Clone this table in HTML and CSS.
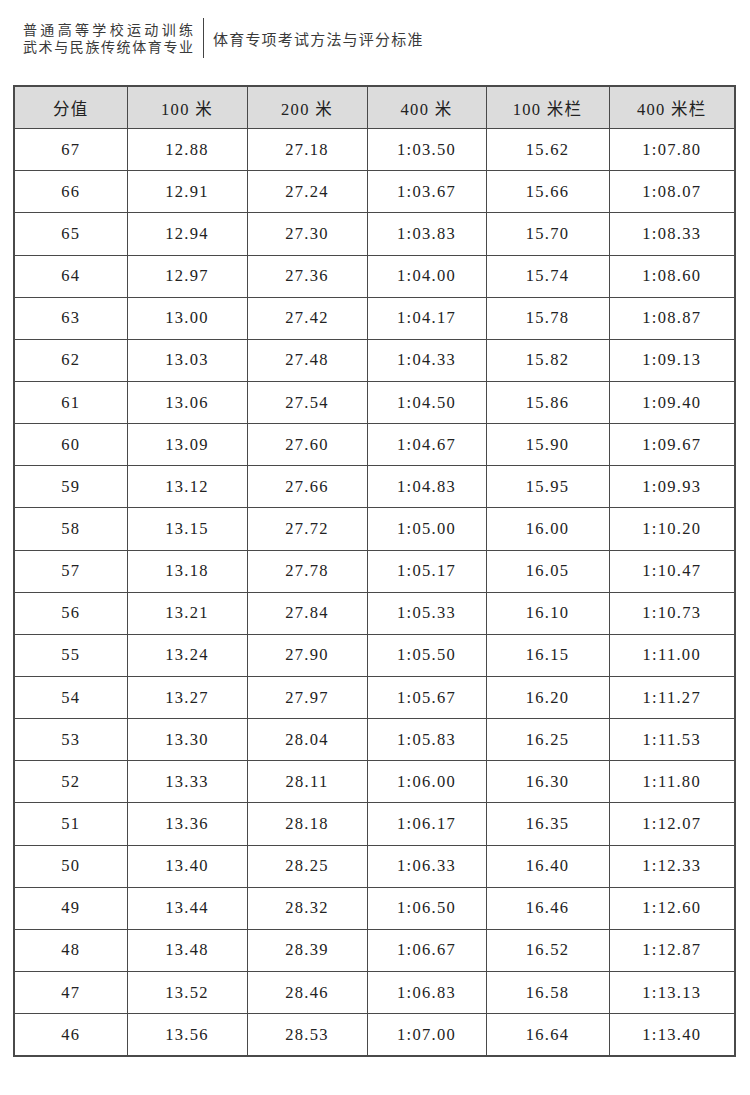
FILE: index.html
```html
<!DOCTYPE html>
<html lang="zh">
<head>
<meta charset="utf-8">
<link rel="stylesheet" href="styles.css">
</head>
<body>
<header class="head">
  <div class="head-left">
    <div class="line">普通高等学校运动训练</div>
    <div class="line">武术与民族传统体育专业</div>
  </div>
  <div class="head-right">体育专项考试方法与评分标准</div>
</header>
<table class="score">
  <colgroup>
    <col class="c1"><col class="c2"><col class="c3"><col class="c4"><col class="c5"><col class="c6">
  </colgroup>
  <thead>
    <tr><th>分值</th><th>100 米</th><th>200 米</th><th>400 米</th><th>100 米栏</th><th>400 米栏</th></tr>
  </thead>
  <tbody>
    <tr><td>67</td><td>12.88</td><td>27.18</td><td>1:03.50</td><td>15.62</td><td>1:07.80</td></tr>
    <tr><td>66</td><td>12.91</td><td>27.24</td><td>1:03.67</td><td>15.66</td><td>1:08.07</td></tr>
    <tr><td>65</td><td>12.94</td><td>27.30</td><td>1:03.83</td><td>15.70</td><td>1:08.33</td></tr>
    <tr><td>64</td><td>12.97</td><td>27.36</td><td>1:04.00</td><td>15.74</td><td>1:08.60</td></tr>
    <tr><td>63</td><td>13.00</td><td>27.42</td><td>1:04.17</td><td>15.78</td><td>1:08.87</td></tr>
    <tr><td>62</td><td>13.03</td><td>27.48</td><td>1:04.33</td><td>15.82</td><td>1:09.13</td></tr>
    <tr><td>61</td><td>13.06</td><td>27.54</td><td>1:04.50</td><td>15.86</td><td>1:09.40</td></tr>
    <tr><td>60</td><td>13.09</td><td>27.60</td><td>1:04.67</td><td>15.90</td><td>1:09.67</td></tr>
    <tr><td>59</td><td>13.12</td><td>27.66</td><td>1:04.83</td><td>15.95</td><td>1:09.93</td></tr>
    <tr><td>58</td><td>13.15</td><td>27.72</td><td>1:05.00</td><td>16.00</td><td>1:10.20</td></tr>
    <tr><td>57</td><td>13.18</td><td>27.78</td><td>1:05.17</td><td>16.05</td><td>1:10.47</td></tr>
    <tr><td>56</td><td>13.21</td><td>27.84</td><td>1:05.33</td><td>16.10</td><td>1:10.73</td></tr>
    <tr><td>55</td><td>13.24</td><td>27.90</td><td>1:05.50</td><td>16.15</td><td>1:11.00</td></tr>
    <tr><td>54</td><td>13.27</td><td>27.97</td><td>1:05.67</td><td>16.20</td><td>1:11.27</td></tr>
    <tr><td>53</td><td>13.30</td><td>28.04</td><td>1:05.83</td><td>16.25</td><td>1:11.53</td></tr>
    <tr><td>52</td><td>13.33</td><td>28.11</td><td>1:06.00</td><td>16.30</td><td>1:11.80</td></tr>
    <tr><td>51</td><td>13.36</td><td>28.18</td><td>1:06.17</td><td>16.35</td><td>1:12.07</td></tr>
    <tr><td>50</td><td>13.40</td><td>28.25</td><td>1:06.33</td><td>16.40</td><td>1:12.33</td></tr>
    <tr><td>49</td><td>13.44</td><td>28.32</td><td>1:06.50</td><td>16.46</td><td>1:12.60</td></tr>
    <tr><td>48</td><td>13.48</td><td>28.39</td><td>1:06.67</td><td>16.52</td><td>1:12.87</td></tr>
    <tr><td>47</td><td>13.52</td><td>28.46</td><td>1:06.83</td><td>16.58</td><td>1:13.13</td></tr>
    <tr><td>46</td><td>13.56</td><td>28.53</td><td>1:07.00</td><td>16.64</td><td>1:13.40</td></tr>
  </tbody>
</table>
</body>
</html>
```

FILE: styles.css
```css
html, body {
  margin: 0;
  padding: 0;
  background: #ffffff;
}

body {
  font-family: "Liberation Serif", "Noto Sans CJK SC", serif;
  color: #2a2a2a;
}

.head {
  display: flex;
  align-items: center;
  padding: 18px 0 0 23px;
  height: 40px;
}

.head-left {
  font-family: "Noto Sans CJK SC", sans-serif;
  font-size: 14px;
  line-height: 17.5px;
  color: #3a3a3a;
  width: 170px;
  padding-right: 10px;
  border-right: 1.5px solid #444;
  height: 40px;
  display: flex;
  flex-direction: column;
  justify-content: center;
}

.head-left .line {
  text-align: justify;
  text-align-last: justify;
  text-justify: inter-character;
}

.head-right {
  font-family: "Noto Sans CJK SC", sans-serif;
  font-size: 15px;
  letter-spacing: 1.2px;
  color: #3a3a3a;
  padding-left: 9px;
}

.score {
  margin: 27px 0 0 13px;
  width: 721px;
  border-collapse: collapse;
  table-layout: fixed;
  border: 2px solid #4a4a4a;
}

.c1 { width: 113px; }
.c2 { width: 120px; }
.c3 { width: 120px; }
.c4 { width: 119px; }
.c5 { width: 123px; }
.c6 { width: 126px; }

.score th,
.score td {
  border: 1.5px solid #4a4a4a;
  height: 41.15px;
  padding: 0;
  text-align: center;
  vertical-align: middle;
  font-size: 16.5px;
  letter-spacing: 1.3px;
  font-weight: normal;
  color: #222;
}

.score th {
  background: #dcdcdc;
}
```
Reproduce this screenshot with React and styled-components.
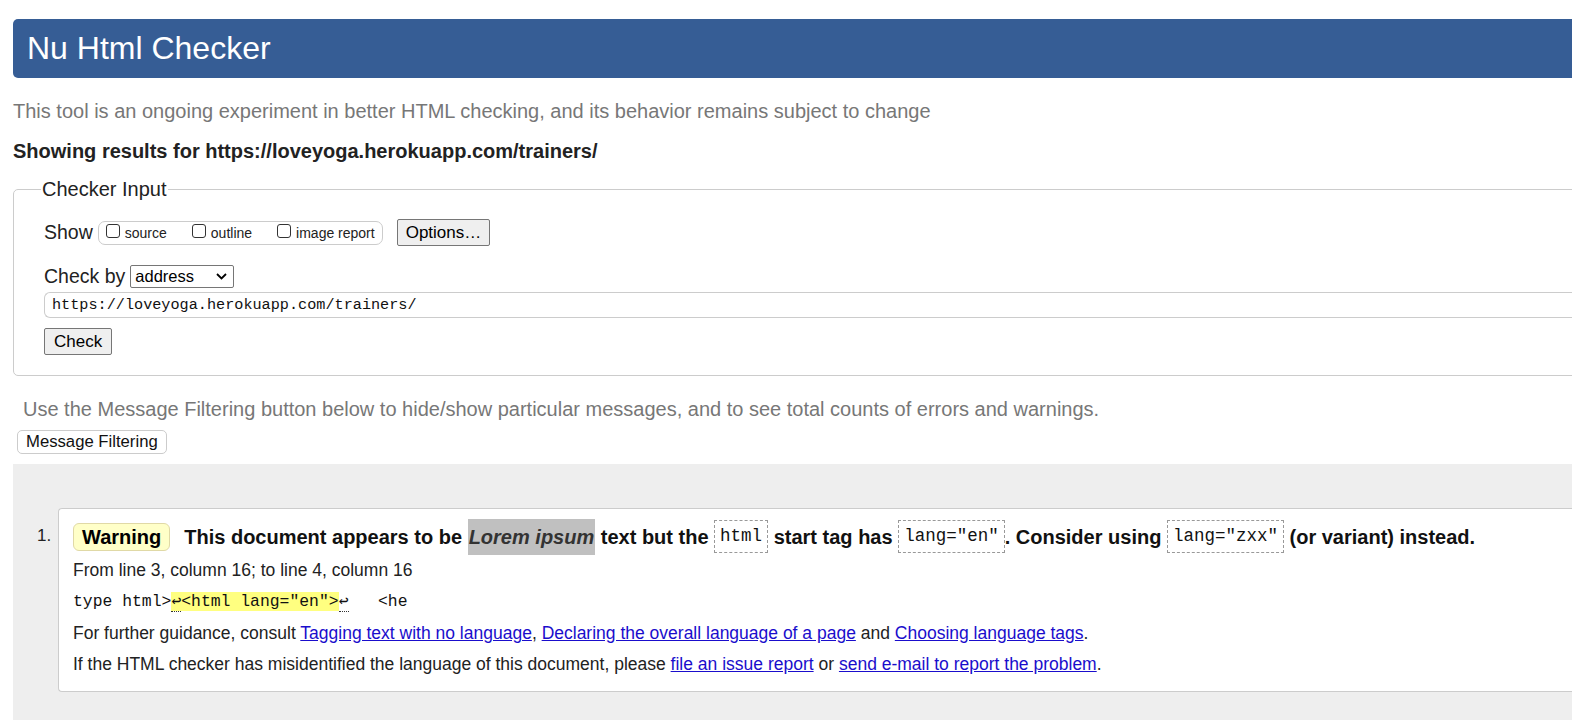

◆ ◆ ◆ ◆ ◆ ◆ ◆

# Brief:
Omit every picture, and otherwise quote the entries exactly.

# Solution for this problem:
Clone this table in HTML and CSS.
FILE: index.html
```html
<!DOCTYPE html>
<html lang="zh">
<head>
<meta charset="utf-8">
<link rel="stylesheet" href="styles.css">
</head>
<body>
<header class="head">
  <div class="head-left">
    <div class="line">普通高等学校运动训练</div>
    <div class="line">武术与民族传统体育专业</div>
  </div>
  <div class="head-right">体育专项考试方法与评分标准</div>
</header>
<table class="score">
  <colgroup>
    <col class="c1"><col class="c2"><col class="c3"><col class="c4"><col class="c5"><col class="c6">
  </colgroup>
  <thead>
    <tr><th>分值</th><th>100 米</th><th>200 米</th><th>400 米</th><th>100 米栏</th><th>400 米栏</th></tr>
  </thead>
  <tbody>
    <tr><td>67</td><td>12.88</td><td>27.18</td><td>1:03.50</td><td>15.62</td><td>1:07.80</td></tr>
    <tr><td>66</td><td>12.91</td><td>27.24</td><td>1:03.67</td><td>15.66</td><td>1:08.07</td></tr>
    <tr><td>65</td><td>12.94</td><td>27.30</td><td>1:03.83</td><td>15.70</td><td>1:08.33</td></tr>
    <tr><td>64</td><td>12.97</td><td>27.36</td><td>1:04.00</td><td>15.74</td><td>1:08.60</td></tr>
    <tr><td>63</td><td>13.00</td><td>27.42</td><td>1:04.17</td><td>15.78</td><td>1:08.87</td></tr>
    <tr><td>62</td><td>13.03</td><td>27.48</td><td>1:04.33</td><td>15.82</td><td>1:09.13</td></tr>
    <tr><td>61</td><td>13.06</td><td>27.54</td><td>1:04.50</td><td>15.86</td><td>1:09.40</td></tr>
    <tr><td>60</td><td>13.09</td><td>27.60</td><td>1:04.67</td><td>15.90</td><td>1:09.67</td></tr>
    <tr><td>59</td><td>13.12</td><td>27.66</td><td>1:04.83</td><td>15.95</td><td>1:09.93</td></tr>
    <tr><td>58</td><td>13.15</td><td>27.72</td><td>1:05.00</td><td>16.00</td><td>1:10.20</td></tr>
    <tr><td>57</td><td>13.18</td><td>27.78</td><td>1:05.17</td><td>16.05</td><td>1:10.47</td></tr>
    <tr><td>56</td><td>13.21</td><td>27.84</td><td>1:05.33</td><td>16.10</td><td>1:10.73</td></tr>
    <tr><td>55</td><td>13.24</td><td>27.90</td><td>1:05.50</td><td>16.15</td><td>1:11.00</td></tr>
    <tr><td>54</td><td>13.27</td><td>27.97</td><td>1:05.67</td><td>16.20</td><td>1:11.27</td></tr>
    <tr><td>53</td><td>13.30</td><td>28.04</td><td>1:05.83</td><td>16.25</td><td>1:11.53</td></tr>
    <tr><td>52</td><td>13.33</td><td>28.11</td><td>1:06.00</td><td>16.30</td><td>1:11.80</td></tr>
    <tr><td>51</td><td>13.36</td><td>28.18</td><td>1:06.17</td><td>16.35</td><td>1:12.07</td></tr>
    <tr><td>50</td><td>13.40</td><td>28.25</td><td>1:06.33</td><td>16.40</td><td>1:12.33</td></tr>
    <tr><td>49</td><td>13.44</td><td>28.32</td><td>1:06.50</td><td>16.46</td><td>1:12.60</td></tr>
    <tr><td>48</td><td>13.48</td><td>28.39</td><td>1:06.67</td><td>16.52</td><td>1:12.87</td></tr>
    <tr><td>47</td><td>13.52</td><td>28.46</td><td>1:06.83</td><td>16.58</td><td>1:13.13</td></tr>
    <tr><td>46</td><td>13.56</td><td>28.53</td><td>1:07.00</td><td>16.64</td><td>1:13.40</td></tr>
  </tbody>
</table>
</body>
</html>
```

FILE: styles.css
```css
html, body {
  margin: 0;
  padding: 0;
  background: #ffffff;
}

body {
  font-family: "Liberation Serif", "Noto Sans CJK SC", serif;
  color: #2a2a2a;
}

.head {
  display: flex;
  align-items: center;
  padding: 18px 0 0 23px;
  height: 40px;
}

.head-left {
  font-family: "Noto Sans CJK SC", sans-serif;
  font-size: 14px;
  line-height: 17.5px;
  color: #3a3a3a;
  width: 170px;
  padding-right: 10px;
  border-right: 1.5px solid #444;
  height: 40px;
  display: flex;
  flex-direction: column;
  justify-content: center;
}

.head-left .line {
  text-align: justify;
  text-align-last: justify;
  text-justify: inter-character;
}

.head-right {
  font-family: "Noto Sans CJK SC", sans-serif;
  font-size: 15px;
  letter-spacing: 1.2px;
  color: #3a3a3a;
  padding-left: 9px;
}

.score {
  margin: 27px 0 0 13px;
  width: 721px;
  border-collapse: collapse;
  table-layout: fixed;
  border: 2px solid #4a4a4a;
}

.c1 { width: 113px; }
.c2 { width: 120px; }
.c3 { width: 120px; }
.c4 { width: 119px; }
.c5 { width: 123px; }
.c6 { width: 126px; }

.score th,
.score td {
  border: 1.5px solid #4a4a4a;
  height: 41.15px;
  padding: 0;
  text-align: center;
  vertical-align: middle;
  font-size: 16.5px;
  letter-spacing: 1.3px;
  font-weight: normal;
  color: #222;
}

.score th {
  background: #dcdcdc;
}
```
Reproduce this screenshot with React and styled-components.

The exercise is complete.